TASK PROMPT: Will you write out the data exactly, excluding every picture?

DATA EXCERPTS:
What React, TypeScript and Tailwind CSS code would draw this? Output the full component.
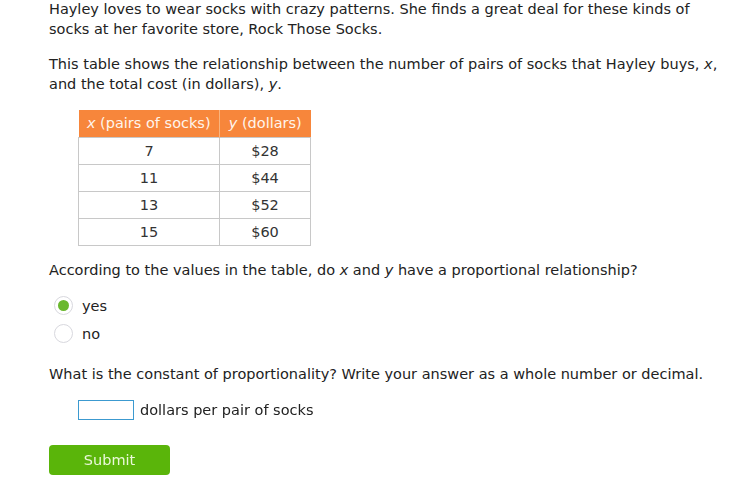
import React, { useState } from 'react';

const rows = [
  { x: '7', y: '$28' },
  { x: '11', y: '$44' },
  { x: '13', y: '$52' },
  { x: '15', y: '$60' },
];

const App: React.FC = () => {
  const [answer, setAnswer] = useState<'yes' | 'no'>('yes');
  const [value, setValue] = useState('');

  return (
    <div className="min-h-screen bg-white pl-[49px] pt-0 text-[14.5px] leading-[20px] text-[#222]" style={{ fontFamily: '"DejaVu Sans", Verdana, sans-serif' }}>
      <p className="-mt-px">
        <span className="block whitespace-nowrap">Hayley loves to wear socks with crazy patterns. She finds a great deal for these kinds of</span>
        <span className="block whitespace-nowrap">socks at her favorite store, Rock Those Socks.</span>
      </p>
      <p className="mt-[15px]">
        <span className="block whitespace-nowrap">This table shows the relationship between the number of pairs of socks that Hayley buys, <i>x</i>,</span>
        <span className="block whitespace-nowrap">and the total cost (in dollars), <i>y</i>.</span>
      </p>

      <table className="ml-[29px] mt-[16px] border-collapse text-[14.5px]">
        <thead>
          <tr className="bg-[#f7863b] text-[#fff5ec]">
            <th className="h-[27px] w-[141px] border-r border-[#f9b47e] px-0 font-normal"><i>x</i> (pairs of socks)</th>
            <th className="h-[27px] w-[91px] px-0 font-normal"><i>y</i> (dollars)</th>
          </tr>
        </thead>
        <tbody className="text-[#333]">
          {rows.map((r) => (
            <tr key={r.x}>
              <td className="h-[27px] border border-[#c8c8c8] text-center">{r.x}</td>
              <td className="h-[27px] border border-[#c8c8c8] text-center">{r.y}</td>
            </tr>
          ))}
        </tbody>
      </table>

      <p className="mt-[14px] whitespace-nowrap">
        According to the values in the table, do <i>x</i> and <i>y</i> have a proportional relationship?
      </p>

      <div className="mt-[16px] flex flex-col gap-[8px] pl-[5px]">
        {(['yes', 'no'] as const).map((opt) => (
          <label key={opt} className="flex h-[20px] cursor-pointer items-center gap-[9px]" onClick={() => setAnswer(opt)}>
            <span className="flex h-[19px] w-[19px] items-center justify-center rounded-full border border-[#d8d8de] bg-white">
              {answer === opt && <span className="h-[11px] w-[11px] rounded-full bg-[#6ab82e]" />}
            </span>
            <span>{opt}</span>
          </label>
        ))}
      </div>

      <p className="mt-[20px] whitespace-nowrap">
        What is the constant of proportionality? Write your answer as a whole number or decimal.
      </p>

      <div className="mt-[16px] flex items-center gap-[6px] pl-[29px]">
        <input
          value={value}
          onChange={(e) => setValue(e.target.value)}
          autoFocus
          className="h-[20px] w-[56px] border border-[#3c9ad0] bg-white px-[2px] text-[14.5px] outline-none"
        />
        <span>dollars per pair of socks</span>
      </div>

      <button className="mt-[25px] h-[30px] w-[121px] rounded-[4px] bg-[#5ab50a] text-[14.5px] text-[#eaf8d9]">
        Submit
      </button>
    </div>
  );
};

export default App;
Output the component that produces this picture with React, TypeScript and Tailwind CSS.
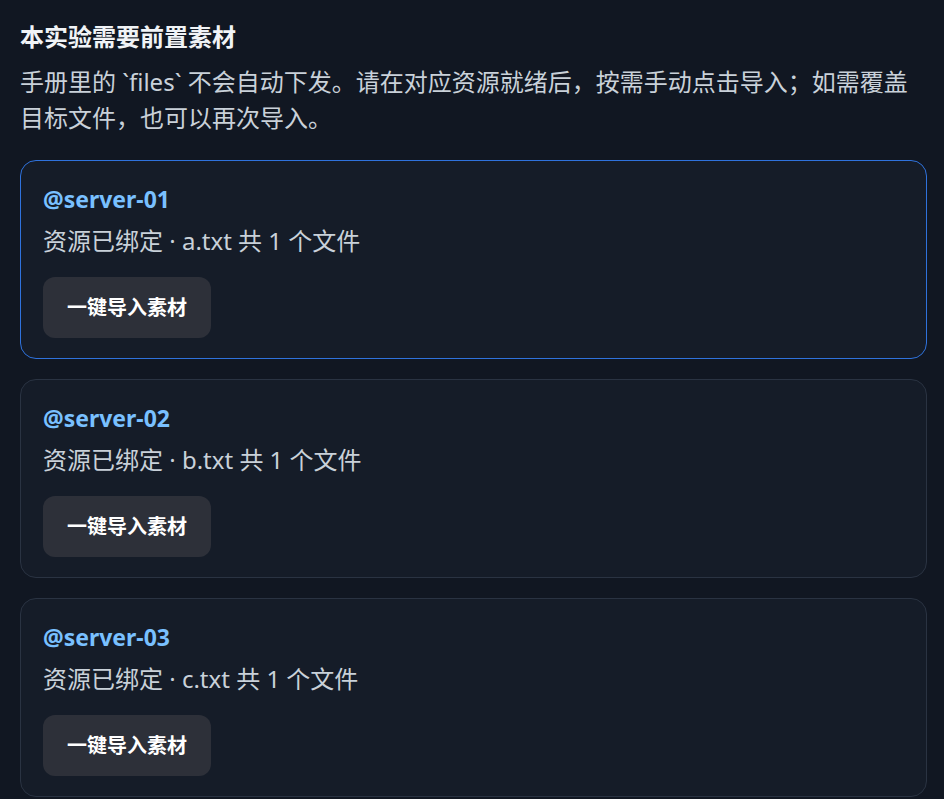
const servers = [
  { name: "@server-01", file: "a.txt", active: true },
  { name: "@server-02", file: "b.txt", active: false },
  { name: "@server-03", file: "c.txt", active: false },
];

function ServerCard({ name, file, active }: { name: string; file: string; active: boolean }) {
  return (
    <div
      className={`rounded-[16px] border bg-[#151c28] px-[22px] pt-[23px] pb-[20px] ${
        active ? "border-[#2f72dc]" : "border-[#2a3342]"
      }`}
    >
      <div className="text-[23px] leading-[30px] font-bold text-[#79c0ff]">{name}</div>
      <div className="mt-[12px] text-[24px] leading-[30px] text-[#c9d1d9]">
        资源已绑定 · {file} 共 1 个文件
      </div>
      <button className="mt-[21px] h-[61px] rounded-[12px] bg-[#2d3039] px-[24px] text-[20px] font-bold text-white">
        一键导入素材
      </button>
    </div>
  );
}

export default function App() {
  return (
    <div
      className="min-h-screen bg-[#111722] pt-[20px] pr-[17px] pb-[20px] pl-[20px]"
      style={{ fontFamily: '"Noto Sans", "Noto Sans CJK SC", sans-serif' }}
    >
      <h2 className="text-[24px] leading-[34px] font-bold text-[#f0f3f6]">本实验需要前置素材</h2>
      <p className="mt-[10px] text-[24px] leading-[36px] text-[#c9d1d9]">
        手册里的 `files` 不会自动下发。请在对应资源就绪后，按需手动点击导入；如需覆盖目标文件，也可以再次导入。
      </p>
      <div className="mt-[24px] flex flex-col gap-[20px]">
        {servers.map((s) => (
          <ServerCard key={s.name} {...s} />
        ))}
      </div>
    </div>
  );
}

ANSWER TO THE EXERCISE:
What React, TypeScript and Tailwind CSS code would draw this? Output the full component.
import React, { useState } from 'react';

const rows = [
  { x: '7', y: '$28' },
  { x: '11', y: '$44' },
  { x: '13', y: '$52' },
  { x: '15', y: '$60' },
];

const App: React.FC = () => {
  const [answer, setAnswer] = useState<'yes' | 'no'>('yes');
  const [value, setValue] = useState('');

  return (
    <div className="min-h-screen bg-white pl-[49px] pt-0 text-[14.5px] leading-[20px] text-[#222]" style={{ fontFamily: '"DejaVu Sans", Verdana, sans-serif' }}>
      <p className="-mt-px">
        <span className="block whitespace-nowrap">Hayley loves to wear socks with crazy patterns. She finds a great deal for these kinds of</span>
        <span className="block whitespace-nowrap">socks at her favorite store, Rock Those Socks.</span>
      </p>
      <p className="mt-[15px]">
        <span className="block whitespace-nowrap">This table shows the relationship between the number of pairs of socks that Hayley buys, <i>x</i>,</span>
        <span className="block whitespace-nowrap">and the total cost (in dollars), <i>y</i>.</span>
      </p>

      <table className="ml-[29px] mt-[16px] border-collapse text-[14.5px]">
        <thead>
          <tr className="bg-[#f7863b] text-[#fff5ec]">
            <th className="h-[27px] w-[141px] border-r border-[#f9b47e] px-0 font-normal"><i>x</i> (pairs of socks)</th>
            <th className="h-[27px] w-[91px] px-0 font-normal"><i>y</i> (dollars)</th>
          </tr>
        </thead>
        <tbody className="text-[#333]">
          {rows.map((r) => (
            <tr key={r.x}>
              <td className="h-[27px] border border-[#c8c8c8] text-center">{r.x}</td>
              <td className="h-[27px] border border-[#c8c8c8] text-center">{r.y}</td>
            </tr>
          ))}
        </tbody>
      </table>

      <p className="mt-[14px] whitespace-nowrap">
        According to the values in the table, do <i>x</i> and <i>y</i> have a proportional relationship?
      </p>

      <div className="mt-[16px] flex flex-col gap-[8px] pl-[5px]">
        {(['yes', 'no'] as const).map((opt) => (
          <label key={opt} className="flex h-[20px] cursor-pointer items-center gap-[9px]" onClick={() => setAnswer(opt)}>
            <span className="flex h-[19px] w-[19px] items-center justify-center rounded-full border border-[#d8d8de] bg-white">
              {answer === opt && <span className="h-[11px] w-[11px] rounded-full bg-[#6ab82e]" />}
            </span>
            <span>{opt}</span>
          </label>
        ))}
      </div>

      <p className="mt-[20px] whitespace-nowrap">
        What is the constant of proportionality? Write your answer as a whole number or decimal.
      </p>

      <div className="mt-[16px] flex items-center gap-[6px] pl-[29px]">
        <input
          value={value}
          onChange={(e) => setValue(e.target.value)}
          autoFocus
          className="h-[20px] w-[56px] border border-[#3c9ad0] bg-white px-[2px] text-[14.5px] outline-none"
        />
        <span>dollars per pair of socks</span>
      </div>

      <button className="mt-[25px] h-[30px] w-[121px] rounded-[4px] bg-[#5ab50a] text-[14.5px] text-[#eaf8d9]">
        Submit
      </button>
    </div>
  );
};

export default App;
Output the component that produces this picture with React, TypeScript and Tailwind CSS.
const servers = [
  { name: "@server-01", file: "a.txt", active: true },
  { name: "@server-02", file: "b.txt", active: false },
  { name: "@server-03", file: "c.txt", active: false },
];

function ServerCard({ name, file, active }: { name: string; file: string; active: boolean }) {
  return (
    <div
      className={`rounded-[16px] border bg-[#151c28] px-[22px] pt-[23px] pb-[20px] ${
        active ? "border-[#2f72dc]" : "border-[#2a3342]"
      }`}
    >
      <div className="text-[23px] leading-[30px] font-bold text-[#79c0ff]">{name}</div>
      <div className="mt-[12px] text-[24px] leading-[30px] text-[#c9d1d9]">
        资源已绑定 · {file} 共 1 个文件
      </div>
      <button className="mt-[21px] h-[61px] rounded-[12px] bg-[#2d3039] px-[24px] text-[20px] font-bold text-white">
        一键导入素材
      </button>
    </div>
  );
}

export default function App() {
  return (
    <div
      className="min-h-screen bg-[#111722] pt-[20px] pr-[17px] pb-[20px] pl-[20px]"
      style={{ fontFamily: '"Noto Sans", "Noto Sans CJK SC", sans-serif' }}
    >
      <h2 className="text-[24px] leading-[34px] font-bold text-[#f0f3f6]">本实验需要前置素材</h2>
      <p className="mt-[10px] text-[24px] leading-[36px] text-[#c9d1d9]">
        手册里的 `files` 不会自动下发。请在对应资源就绪后，按需手动点击导入；如需覆盖目标文件，也可以再次导入。
      </p>
      <div className="mt-[24px] flex flex-col gap-[20px]">
        {servers.map((s) => (
          <ServerCard key={s.name} {...s} />
        ))}
      </div>
    </div>
  );
}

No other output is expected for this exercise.